- **Brief**
Go through the data and copy every line exactly, but not the images.

- **Source excerpt**
* * * * * * * * *

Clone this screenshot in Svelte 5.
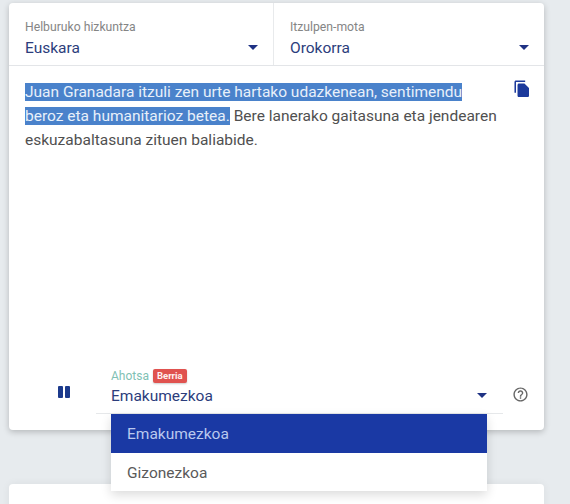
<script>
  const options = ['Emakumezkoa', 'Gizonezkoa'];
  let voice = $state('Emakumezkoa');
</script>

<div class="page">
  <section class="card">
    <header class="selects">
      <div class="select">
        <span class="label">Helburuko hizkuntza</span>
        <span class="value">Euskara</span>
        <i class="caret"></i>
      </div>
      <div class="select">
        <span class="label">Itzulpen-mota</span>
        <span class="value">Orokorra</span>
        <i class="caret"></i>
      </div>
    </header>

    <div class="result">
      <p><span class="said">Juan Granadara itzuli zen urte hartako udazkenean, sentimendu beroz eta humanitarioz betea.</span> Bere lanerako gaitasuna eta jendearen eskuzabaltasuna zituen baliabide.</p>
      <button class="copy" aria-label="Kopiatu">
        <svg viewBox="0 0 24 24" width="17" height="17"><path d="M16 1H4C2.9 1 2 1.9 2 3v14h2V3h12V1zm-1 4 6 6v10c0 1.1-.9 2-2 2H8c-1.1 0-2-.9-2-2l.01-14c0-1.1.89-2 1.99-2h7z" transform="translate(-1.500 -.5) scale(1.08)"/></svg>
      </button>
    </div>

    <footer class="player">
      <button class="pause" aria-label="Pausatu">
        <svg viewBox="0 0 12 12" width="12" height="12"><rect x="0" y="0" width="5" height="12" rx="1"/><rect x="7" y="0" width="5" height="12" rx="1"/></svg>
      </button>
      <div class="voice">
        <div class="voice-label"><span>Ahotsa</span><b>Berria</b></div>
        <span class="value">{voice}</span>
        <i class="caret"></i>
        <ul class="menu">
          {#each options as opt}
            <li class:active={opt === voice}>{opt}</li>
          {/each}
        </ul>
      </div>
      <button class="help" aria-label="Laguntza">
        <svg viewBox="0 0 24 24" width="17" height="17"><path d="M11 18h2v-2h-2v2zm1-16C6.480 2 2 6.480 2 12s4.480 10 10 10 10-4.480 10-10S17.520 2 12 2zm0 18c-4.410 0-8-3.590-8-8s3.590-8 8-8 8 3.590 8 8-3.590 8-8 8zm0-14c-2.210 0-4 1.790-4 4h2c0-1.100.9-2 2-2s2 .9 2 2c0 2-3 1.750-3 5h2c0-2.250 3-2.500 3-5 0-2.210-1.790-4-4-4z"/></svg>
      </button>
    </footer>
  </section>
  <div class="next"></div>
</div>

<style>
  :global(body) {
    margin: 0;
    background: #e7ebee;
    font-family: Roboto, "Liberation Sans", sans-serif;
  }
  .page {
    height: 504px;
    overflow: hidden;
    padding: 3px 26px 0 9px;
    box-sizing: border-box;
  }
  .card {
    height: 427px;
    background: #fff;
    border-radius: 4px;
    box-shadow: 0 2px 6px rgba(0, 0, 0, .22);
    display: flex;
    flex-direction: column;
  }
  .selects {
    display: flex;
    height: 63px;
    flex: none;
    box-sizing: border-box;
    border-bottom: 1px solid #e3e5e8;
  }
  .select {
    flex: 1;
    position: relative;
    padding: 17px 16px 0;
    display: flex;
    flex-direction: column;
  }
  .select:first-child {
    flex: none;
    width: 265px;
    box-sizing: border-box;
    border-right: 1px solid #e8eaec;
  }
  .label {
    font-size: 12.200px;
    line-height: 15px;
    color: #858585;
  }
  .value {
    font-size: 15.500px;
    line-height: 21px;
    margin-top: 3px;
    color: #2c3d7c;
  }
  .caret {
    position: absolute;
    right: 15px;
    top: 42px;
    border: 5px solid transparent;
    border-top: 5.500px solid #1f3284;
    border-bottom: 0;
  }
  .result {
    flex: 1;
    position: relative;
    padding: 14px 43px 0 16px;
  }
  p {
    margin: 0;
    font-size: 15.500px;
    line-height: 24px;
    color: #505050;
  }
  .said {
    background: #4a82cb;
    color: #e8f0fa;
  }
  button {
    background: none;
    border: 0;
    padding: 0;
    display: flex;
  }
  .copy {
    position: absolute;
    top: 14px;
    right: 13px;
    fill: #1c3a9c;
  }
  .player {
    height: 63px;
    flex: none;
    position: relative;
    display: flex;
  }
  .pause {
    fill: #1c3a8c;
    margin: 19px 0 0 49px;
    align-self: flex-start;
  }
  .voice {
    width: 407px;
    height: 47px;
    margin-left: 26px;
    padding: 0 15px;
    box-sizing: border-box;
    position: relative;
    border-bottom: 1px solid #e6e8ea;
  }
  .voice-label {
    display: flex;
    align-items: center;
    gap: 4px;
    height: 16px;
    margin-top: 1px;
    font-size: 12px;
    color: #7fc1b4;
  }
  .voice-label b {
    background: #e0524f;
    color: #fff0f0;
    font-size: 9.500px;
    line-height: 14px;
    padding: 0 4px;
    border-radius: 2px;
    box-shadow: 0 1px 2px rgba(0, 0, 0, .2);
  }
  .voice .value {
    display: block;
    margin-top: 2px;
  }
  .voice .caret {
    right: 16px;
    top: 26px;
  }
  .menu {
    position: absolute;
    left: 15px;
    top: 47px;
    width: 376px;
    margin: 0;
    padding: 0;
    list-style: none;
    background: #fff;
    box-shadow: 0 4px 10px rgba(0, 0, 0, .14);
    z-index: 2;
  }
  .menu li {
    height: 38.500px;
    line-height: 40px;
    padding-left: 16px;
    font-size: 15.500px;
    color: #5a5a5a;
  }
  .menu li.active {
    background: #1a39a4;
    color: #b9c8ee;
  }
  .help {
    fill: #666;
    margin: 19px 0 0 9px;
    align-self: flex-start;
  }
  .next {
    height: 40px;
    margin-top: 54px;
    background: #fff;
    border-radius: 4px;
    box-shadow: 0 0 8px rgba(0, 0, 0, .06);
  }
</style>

* * * * * * * * *

- **The response**
Clone this screenshot in Svelte 5.
<script>
  const options = ['Emakumezkoa', 'Gizonezkoa'];
  let voice = $state('Emakumezkoa');
</script>

<div class="page">
  <section class="card">
    <header class="selects">
      <div class="select">
        <span class="label">Helburuko hizkuntza</span>
        <span class="value">Euskara</span>
        <i class="caret"></i>
      </div>
      <div class="select">
        <span class="label">Itzulpen-mota</span>
        <span class="value">Orokorra</span>
        <i class="caret"></i>
      </div>
    </header>

    <div class="result">
      <p><span class="said">Juan Granadara itzuli zen urte hartako udazkenean, sentimendu beroz eta humanitarioz betea.</span> Bere lanerako gaitasuna eta jendearen eskuzabaltasuna zituen baliabide.</p>
      <button class="copy" aria-label="Kopiatu">
        <svg viewBox="0 0 24 24" width="17" height="17"><path d="M16 1H4C2.9 1 2 1.9 2 3v14h2V3h12V1zm-1 4 6 6v10c0 1.1-.9 2-2 2H8c-1.1 0-2-.9-2-2l.01-14c0-1.1.89-2 1.99-2h7z" transform="translate(-1.500 -.5) scale(1.08)"/></svg>
      </button>
    </div>

    <footer class="player">
      <button class="pause" aria-label="Pausatu">
        <svg viewBox="0 0 12 12" width="12" height="12"><rect x="0" y="0" width="5" height="12" rx="1"/><rect x="7" y="0" width="5" height="12" rx="1"/></svg>
      </button>
      <div class="voice">
        <div class="voice-label"><span>Ahotsa</span><b>Berria</b></div>
        <span class="value">{voice}</span>
        <i class="caret"></i>
        <ul class="menu">
          {#each options as opt}
            <li class:active={opt === voice}>{opt}</li>
          {/each}
        </ul>
      </div>
      <button class="help" aria-label="Laguntza">
        <svg viewBox="0 0 24 24" width="17" height="17"><path d="M11 18h2v-2h-2v2zm1-16C6.480 2 2 6.480 2 12s4.480 10 10 10 10-4.480 10-10S17.520 2 12 2zm0 18c-4.410 0-8-3.590-8-8s3.590-8 8-8 8 3.590 8 8-3.590 8-8 8zm0-14c-2.210 0-4 1.790-4 4h2c0-1.100.9-2 2-2s2 .9 2 2c0 2-3 1.750-3 5h2c0-2.250 3-2.500 3-5 0-2.210-1.790-4-4-4z"/></svg>
      </button>
    </footer>
  </section>
  <div class="next"></div>
</div>

<style>
  :global(body) {
    margin: 0;
    background: #e7ebee;
    font-family: Roboto, "Liberation Sans", sans-serif;
  }
  .page {
    height: 504px;
    overflow: hidden;
    padding: 3px 26px 0 9px;
    box-sizing: border-box;
  }
  .card {
    height: 427px;
    background: #fff;
    border-radius: 4px;
    box-shadow: 0 2px 6px rgba(0, 0, 0, .22);
    display: flex;
    flex-direction: column;
  }
  .selects {
    display: flex;
    height: 63px;
    flex: none;
    box-sizing: border-box;
    border-bottom: 1px solid #e3e5e8;
  }
  .select {
    flex: 1;
    position: relative;
    padding: 17px 16px 0;
    display: flex;
    flex-direction: column;
  }
  .select:first-child {
    flex: none;
    width: 265px;
    box-sizing: border-box;
    border-right: 1px solid #e8eaec;
  }
  .label {
    font-size: 12.200px;
    line-height: 15px;
    color: #858585;
  }
  .value {
    font-size: 15.500px;
    line-height: 21px;
    margin-top: 3px;
    color: #2c3d7c;
  }
  .caret {
    position: absolute;
    right: 15px;
    top: 42px;
    border: 5px solid transparent;
    border-top: 5.500px solid #1f3284;
    border-bottom: 0;
  }
  .result {
    flex: 1;
    position: relative;
    padding: 14px 43px 0 16px;
  }
  p {
    margin: 0;
    font-size: 15.500px;
    line-height: 24px;
    color: #505050;
  }
  .said {
    background: #4a82cb;
    color: #e8f0fa;
  }
  button {
    background: none;
    border: 0;
    padding: 0;
    display: flex;
  }
  .copy {
    position: absolute;
    top: 14px;
    right: 13px;
    fill: #1c3a9c;
  }
  .player {
    height: 63px;
    flex: none;
    position: relative;
    display: flex;
  }
  .pause {
    fill: #1c3a8c;
    margin: 19px 0 0 49px;
    align-self: flex-start;
  }
  .voice {
    width: 407px;
    height: 47px;
    margin-left: 26px;
    padding: 0 15px;
    box-sizing: border-box;
    position: relative;
    border-bottom: 1px solid #e6e8ea;
  }
  .voice-label {
    display: flex;
    align-items: center;
    gap: 4px;
    height: 16px;
    margin-top: 1px;
    font-size: 12px;
    color: #7fc1b4;
  }
  .voice-label b {
    background: #e0524f;
    color: #fff0f0;
    font-size: 9.500px;
    line-height: 14px;
    padding: 0 4px;
    border-radius: 2px;
    box-shadow: 0 1px 2px rgba(0, 0, 0, .2);
  }
  .voice .value {
    display: block;
    margin-top: 2px;
  }
  .voice .caret {
    right: 16px;
    top: 26px;
  }
  .menu {
    position: absolute;
    left: 15px;
    top: 47px;
    width: 376px;
    margin: 0;
    padding: 0;
    list-style: none;
    background: #fff;
    box-shadow: 0 4px 10px rgba(0, 0, 0, .14);
    z-index: 2;
  }
  .menu li {
    height: 38.500px;
    line-height: 40px;
    padding-left: 16px;
    font-size: 15.500px;
    color: #5a5a5a;
  }
  .menu li.active {
    background: #1a39a4;
    color: #b9c8ee;
  }
  .help {
    fill: #666;
    margin: 19px 0 0 9px;
    align-self: flex-start;
  }
  .next {
    height: 40px;
    margin-top: 54px;
    background: #fff;
    border-radius: 4px;
    box-shadow: 0 0 8px rgba(0, 0, 0, .06);
  }
</style>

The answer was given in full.